Victoria’s Secret took down its United States website after a security incident. BBC News was informed by the police that Scattered Spider, a hacking crime group, is among the suspects. While the website appears to be restored, it previously was replaced with a customer notice stating the organization was “working around the clock to fully restore operations.”
Security Leaders Weigh In
Darren Guccione, CEO and Co-Founder at Keeper Security:
Cyberattacks are global threats, rarely limited to one nation or region. As Google Threat Intelligence reported, the international spread of the large-scale attacks on major U.K. retailers were to be treated as a “not if, but when” threat for retailers in other regions. The recently-disclosed Memorial Day Weekend attack on Victoria’s Secret matches many of the patterns demonstrated in the breaches on U.K. companies like Harrod’s and Co-op, which may indicate the arrival of the Scattered Spider hacking group in America.
These breaches demonstrate the necessity of proactive cyber strategies. Privileged Access Management (PAM) is one available and reliable defense against cyber threats that will also protect critical resources in the event of a successful attack. Features like automated password rotation and just-in-time access limit a cybercriminal’s ability to gather or steal data, while session monitoring and recording can allow organizations to identify the root cause of a breach. By providing visibility and access management across the entire organization, PAM solutions limit access sprawl, which significantly minimizes the impact of any breach.
Customers of Victoria’s Secret, especially those with accounts in the company’s online system, should proceed with caution and take proactive steps to prevent the misuse of their data. Attacks like these highlight the critical need to use a password manager as a first line of defense. Account protection begins with a secure password that is not easily guessed and has not been used for any other accounts. A password manager creates high-strength random passwords for every website, application and system. Further, it enables strong forms of MFA, such as an authenticator app, to add layers of protection to your accounts and make it significantly harder for bad actors to gain unauthorized access. Additionally, a dark web monitoring service can alert you if your information shows up on the dark web so that you can take immediate action in real time.

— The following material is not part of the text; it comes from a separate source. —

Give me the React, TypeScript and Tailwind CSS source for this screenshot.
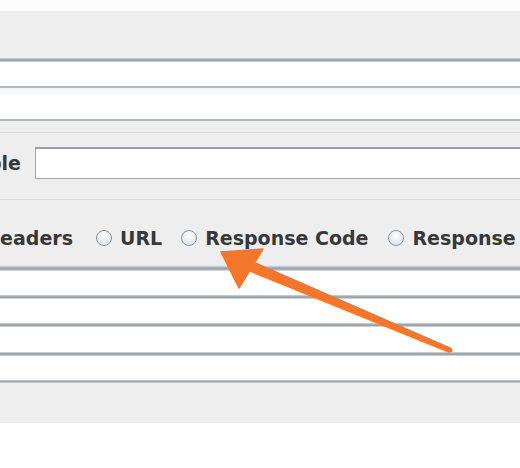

Ben Hutchison, Associate Principal Consultant at Black Duck:
Unfortunately, it is not uncommon for a particular industry sector and classes of organizations to suffer from a wave of similar attacks or seemingly targeted attacks in phases of threat actor operations. They may be considered “victims of the moment,” as unfortunately once a particular attack or threat actor group has been successful in compromising a specific target/sector, this can serve as motivation both for others to engage in similar efforts and for the specific threat actor to double down on their efforts and launch attacks against similar targets. Given the recent rising trend in attacks targeting retail organizations and high street stores, such organizations should treat this as a wakeup call to ensure they are prioritizing their cybersecurity and digital resiliency.
Haviv Rosh, Chief Technology Officer at Pathlock:
The recent expanding campaign against U.S. retailers, including Adidas, highlights a critical need for CISOs to operate under an “assume breach is inevitable” mindset. Today’s cybercrime gangs aren’t just technically skilled — they’re socially creative and relentlessly focused. The question isn’t if they get in, but what happens next.
Specifically, security leaders should incorporate a strategy grounded on three key elements:
First, they should identify crown-jewel assets — the systems and data that drive revenue, trust, or operations. Second, segmenting and isolating critical workloads is important to prevent lateral movement. Third, they must invest in recovery-first infrastructure. This task includes having in place immutable backups with fast restore capability. It also assumes incorporating infrastructure-as-code to redeploy environments quickly. Lastly, serverless or container-based services for modular failover, as well as privileged access governance with real-time audit and drift detection, are essential.
And the final yet critical element of this strategy is continuously testing resilience under real-world conditions. If you don’t test it, it won’t work when it matters. Tabletop exercises, red team drills and recovery dry-runs must be a standard practice.
The modern security program isn’t defined by how many attacks it blocks, but by how confidently it recovers when hit. Resilience is now the most important control.